◆ What is expected ◆
All of the listing below must be repeated word for word. Pictures are the only thing to omit.

◆ Data segment ◆
▼▼▼

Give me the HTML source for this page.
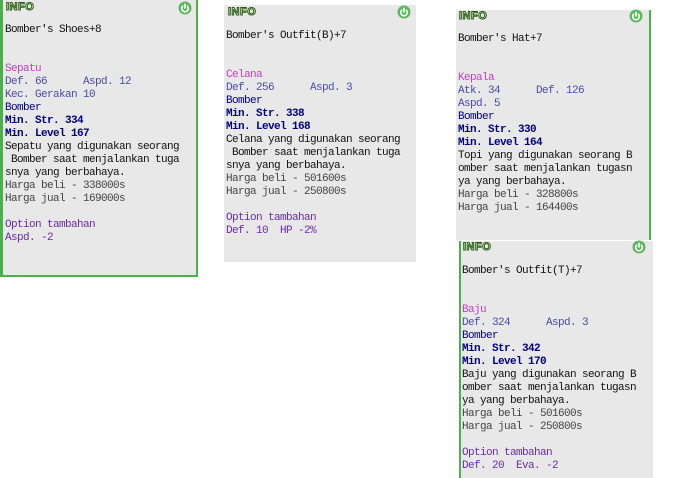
<!DOCTYPE html>
<html><head><meta charset="utf-8"><style>
html,body{margin:0;padding:0;background:#fff;width:690px;height:478px;overflow:hidden;position:relative}
.p{position:absolute;background:#e8e8e8;box-sizing:border-box}
.t{position:absolute;margin:0;font-family:"Liberation Mono","DejaVu Sans Mono",monospace;font-size:11px;letter-spacing:-0.6px;line-height:13px;color:#111;white-space:pre}
.ty{color:#c040c0}.st{color:#4a4aa8}.bo{color:#00007a;font-weight:bold}.de{color:#111}.hg{color:#444}.op{color:#6a2aa8}
.info{position:absolute;width:36px;height:11px;font-family:"Liberation Sans",sans-serif;font-weight:bold;font-size:11px;line-height:11px;letter-spacing:0.5px;color:#e4ffc8;-webkit-text-stroke:1px #2a5a1a}
.pw{position:absolute;width:14px;height:14px}
</style></head><body>

<div class="p" style="left:0;top:0;width:198px;height:277px;border-left:3px solid #4caf4c;border-right:2px solid #4caf4c;border-bottom:2px solid #4caf4c"></div>
<div class="p" style="left:224px;top:5px;width:192px;height:257px"></div>
<div class="p" style="left:456px;top:10px;width:195px;height:230px;border-right:2px solid #4caf4c"></div>
<div class="p" style="left:459px;top:241px;width:194px;height:237px;border-left:2px solid #4caf4c"></div>

<div class="info" style="left:6px;top:2px">INFO</div>
<div class="info" style="left:228px;top:7px">INFO</div>
<div class="info" style="left:459px;top:11px">INFO</div>
<div class="info" style="left:463px;top:242px">INFO</div>

<svg class="pw" style="left:178px;top:1px" viewBox="0 0 14 14"><circle cx="7" cy="7" r="6.5" fill="#5cb85c"/><path d="M4.6 5.2A3.3 3.3 0 1 0 9.4 5.2M7 3.3V7" stroke="#fff" stroke-width="1.6" fill="none" stroke-linecap="round"/></svg>
<svg class="pw" style="left:397px;top:5px" viewBox="0 0 14 14"><circle cx="7" cy="7" r="6.5" fill="#5cb85c"/><path d="M4.6 5.2A3.3 3.3 0 1 0 9.4 5.2M7 3.3V7" stroke="#fff" stroke-width="1.6" fill="none" stroke-linecap="round"/></svg>
<svg class="pw" style="left:629px;top:9px" viewBox="0 0 14 14"><circle cx="7" cy="7" r="6.5" fill="#5cb85c"/><path d="M4.6 5.2A3.3 3.3 0 1 0 9.4 5.2M7 3.3V7" stroke="#fff" stroke-width="1.6" fill="none" stroke-linecap="round"/></svg>
<svg class="pw" style="left:632px;top:240px" viewBox="0 0 14 14"><circle cx="7" cy="7" r="6.5" fill="#5cb85c"/><path d="M4.6 5.2A3.3 3.3 0 1 0 9.4 5.2M7 3.3V7" stroke="#fff" stroke-width="1.6" fill="none" stroke-linecap="round"/></svg>

<div class="t" style="left:5px;top:24px">Bomber's Shoes+8


<span class="ty">Sepatu</span>
<span class="st">Def. 66      Aspd. 12</span>
<span class="st">Kec. Gerakan 10</span>
<span class="bo" style="font-weight:normal">Bomber</span>
<span class="bo">Min. Str. 334</span>
<span class="bo">Min. Level 167</span>
<span class="de">Sepatu yang digunakan seorang</span>
<span class="de"> Bomber saat menjalankan tuga</span>
<span class="de">snya yang berbahaya.</span>
<span class="hg">Harga beli - 338000s</span>
<span class="hg">Harga jual - 169000s</span>

<span class="op">Option tambahan</span>
<span class="op">Aspd. -2</span></div>

<div class="t" style="left:226px;top:30px">Bomber's Outfit(B)+7


<span class="ty">Celana</span>
<span class="st">Def. 256      Aspd. 3</span>
<span class="bo" style="font-weight:normal">Bomber</span>
<span class="bo">Min. Str. 338</span>
<span class="bo">Min. Level 168</span>
<span class="de">Celana yang digunakan seorang</span>
<span class="de"> Bomber saat menjalankan tuga</span>
<span class="de">snya yang berbahaya.</span>
<span class="hg">Harga beli - 501600s</span>
<span class="hg">Harga jual - 250800s</span>

<span class="op">Option tambahan</span>
<span class="op">Def. 10  HP -2%</span></div>

<div class="t" style="left:458px;top:33px">Bomber's Hat+7


<span class="ty">Kepala</span>
<span class="st">Atk. 34      Def. 126</span>
<span class="st">Aspd. 5</span>
<span class="bo" style="font-weight:normal">Bomber</span>
<span class="bo">Min. Str. 330</span>
<span class="bo">Min. Level 164</span>
<span class="de">Topi yang digunakan seorang B</span>
<span class="de">omber saat menjalankan tugasn</span>
<span class="de">ya yang berbahaya.</span>
<span class="hg">Harga beli - 328800s</span>
<span class="hg">Harga jual - 164400s</span></div>

<div class="t" style="left:462px;top:265px">Bomber's Outfit(T)+7


<span class="ty">Baju</span>
<span class="st">Def. 324      Aspd. 3</span>
<span class="bo" style="font-weight:normal">Bomber</span>
<span class="bo">Min. Str. 342</span>
<span class="bo">Min. Level 170</span>
<span class="de">Baju yang digunakan seorang B</span>
<span class="de">omber saat menjalankan tugasn</span>
<span class="de">ya yang berbahaya.</span>
<span class="hg">Harga beli - 501600s</span>
<span class="hg">Harga jual - 250800s</span>

<span class="op">Option tambahan</span>
<span class="op">Def. 20  Eva. -2</span></div>

</body></html>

▲▲▲

◆ Response to this exercise ◆
Give me the HTML source for this page.
<!DOCTYPE html>
<html><head><meta charset="utf-8"><style>
html,body{margin:0;padding:0;background:#fff;width:690px;height:478px;overflow:hidden;position:relative}
.p{position:absolute;background:#e8e8e8;box-sizing:border-box}
.t{position:absolute;margin:0;font-family:"Liberation Mono","DejaVu Sans Mono",monospace;font-size:11px;letter-spacing:-0.6px;line-height:13px;color:#111;white-space:pre}
.ty{color:#c040c0}.st{color:#4a4aa8}.bo{color:#00007a;font-weight:bold}.de{color:#111}.hg{color:#444}.op{color:#6a2aa8}
.info{position:absolute;width:36px;height:11px;font-family:"Liberation Sans",sans-serif;font-weight:bold;font-size:11px;line-height:11px;letter-spacing:0.5px;color:#e4ffc8;-webkit-text-stroke:1px #2a5a1a}
.pw{position:absolute;width:14px;height:14px}
</style></head><body>

<div class="p" style="left:0;top:0;width:198px;height:277px;border-left:3px solid #4caf4c;border-right:2px solid #4caf4c;border-bottom:2px solid #4caf4c"></div>
<div class="p" style="left:224px;top:5px;width:192px;height:257px"></div>
<div class="p" style="left:456px;top:10px;width:195px;height:230px;border-right:2px solid #4caf4c"></div>
<div class="p" style="left:459px;top:241px;width:194px;height:237px;border-left:2px solid #4caf4c"></div>

<div class="info" style="left:6px;top:2px">INFO</div>
<div class="info" style="left:228px;top:7px">INFO</div>
<div class="info" style="left:459px;top:11px">INFO</div>
<div class="info" style="left:463px;top:242px">INFO</div>

<svg class="pw" style="left:178px;top:1px" viewBox="0 0 14 14"><circle cx="7" cy="7" r="6.5" fill="#5cb85c"/><path d="M4.6 5.2A3.3 3.3 0 1 0 9.4 5.2M7 3.3V7" stroke="#fff" stroke-width="1.6" fill="none" stroke-linecap="round"/></svg>
<svg class="pw" style="left:397px;top:5px" viewBox="0 0 14 14"><circle cx="7" cy="7" r="6.5" fill="#5cb85c"/><path d="M4.6 5.2A3.3 3.3 0 1 0 9.4 5.2M7 3.3V7" stroke="#fff" stroke-width="1.6" fill="none" stroke-linecap="round"/></svg>
<svg class="pw" style="left:629px;top:9px" viewBox="0 0 14 14"><circle cx="7" cy="7" r="6.5" fill="#5cb85c"/><path d="M4.6 5.2A3.3 3.3 0 1 0 9.4 5.2M7 3.3V7" stroke="#fff" stroke-width="1.6" fill="none" stroke-linecap="round"/></svg>
<svg class="pw" style="left:632px;top:240px" viewBox="0 0 14 14"><circle cx="7" cy="7" r="6.5" fill="#5cb85c"/><path d="M4.6 5.2A3.3 3.3 0 1 0 9.4 5.2M7 3.3V7" stroke="#fff" stroke-width="1.6" fill="none" stroke-linecap="round"/></svg>

<div class="t" style="left:5px;top:24px">Bomber's Shoes+8


<span class="ty">Sepatu</span>
<span class="st">Def. 66      Aspd. 12</span>
<span class="st">Kec. Gerakan 10</span>
<span class="bo" style="font-weight:normal">Bomber</span>
<span class="bo">Min. Str. 334</span>
<span class="bo">Min. Level 167</span>
<span class="de">Sepatu yang digunakan seorang</span>
<span class="de"> Bomber saat menjalankan tuga</span>
<span class="de">snya yang berbahaya.</span>
<span class="hg">Harga beli - 338000s</span>
<span class="hg">Harga jual - 169000s</span>

<span class="op">Option tambahan</span>
<span class="op">Aspd. -2</span></div>

<div class="t" style="left:226px;top:30px">Bomber's Outfit(B)+7


<span class="ty">Celana</span>
<span class="st">Def. 256      Aspd. 3</span>
<span class="bo" style="font-weight:normal">Bomber</span>
<span class="bo">Min. Str. 338</span>
<span class="bo">Min. Level 168</span>
<span class="de">Celana yang digunakan seorang</span>
<span class="de"> Bomber saat menjalankan tuga</span>
<span class="de">snya yang berbahaya.</span>
<span class="hg">Harga beli - 501600s</span>
<span class="hg">Harga jual - 250800s</span>

<span class="op">Option tambahan</span>
<span class="op">Def. 10  HP -2%</span></div>

<div class="t" style="left:458px;top:33px">Bomber's Hat+7


<span class="ty">Kepala</span>
<span class="st">Atk. 34      Def. 126</span>
<span class="st">Aspd. 5</span>
<span class="bo" style="font-weight:normal">Bomber</span>
<span class="bo">Min. Str. 330</span>
<span class="bo">Min. Level 164</span>
<span class="de">Topi yang digunakan seorang B</span>
<span class="de">omber saat menjalankan tugasn</span>
<span class="de">ya yang berbahaya.</span>
<span class="hg">Harga beli - 328800s</span>
<span class="hg">Harga jual - 164400s</span></div>

<div class="t" style="left:462px;top:265px">Bomber's Outfit(T)+7


<span class="ty">Baju</span>
<span class="st">Def. 324      Aspd. 3</span>
<span class="bo" style="font-weight:normal">Bomber</span>
<span class="bo">Min. Str. 342</span>
<span class="bo">Min. Level 170</span>
<span class="de">Baju yang digunakan seorang B</span>
<span class="de">omber saat menjalankan tugasn</span>
<span class="de">ya yang berbahaya.</span>
<span class="hg">Harga beli - 501600s</span>
<span class="hg">Harga jual - 250800s</span>

<span class="op">Option tambahan</span>
<span class="op">Def. 20  Eva. -2</span></div>

</body></html>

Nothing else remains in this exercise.